Marketing trends, which he also covers, make fascinating reading. He describes establishments such as Williams-Sonoma, Dean and Deluca, Celestial Seasonings, Whole Foods, even mentioning Zingerman's here in Ann Arbor (Zing's rates only a single reference not even appearing the index). He moves on with Alice Waters and many chefs that trained in Chez Panisse, including Mark Miller of Santa Fe's Coyote Cafe.

Unfortunately after about 1985, he loses focus. Getting interested in feuds and rivalries, details of restaurant openings and decor, and a few very local venues, he forgets about what might have been happening outside a few big cities. Immense detail on Wolfgang Puck and the LA scene, a summary of Las Vegas as a showplace and money maker for high fliers, and depressing details about the decline of Craig Claiborne regrettably don't keep up the interesting pace and zoomed-in analysis of the earlier chapters.

And at the end: weakness. The brief discussion of the Food Network seems pretty pathetic compared to Buford's New Yorker article.
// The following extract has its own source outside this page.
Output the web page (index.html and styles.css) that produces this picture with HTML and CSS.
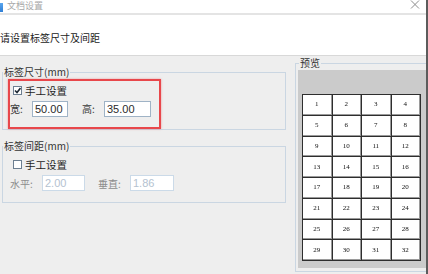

He seems afraid to delve into Ruth Reichl and her accomplishments and influence -- though he frequently quotes her when he needs her data. His lame references to Michael Pollan's Omnivore's Dilemma and to Alice Waters' activism don't show even a faint grasp of the big issues of how food is raised or what concerned people are trying to do about it.

While I enjoyed much of The US of Arugula -- especially the early gossipy chapters, where his good-natured portrayals of flamboyant personalities were often really successful -- in the long run, I felt as if he promised a lot more than he delivered. Is America a "gourmet nation" ? Does he really tell us the answer to that question? Has he really looked at anywhere but New York, Berkeley, and Los Angeles? Does he really know what we are eating? No, no, no, and no.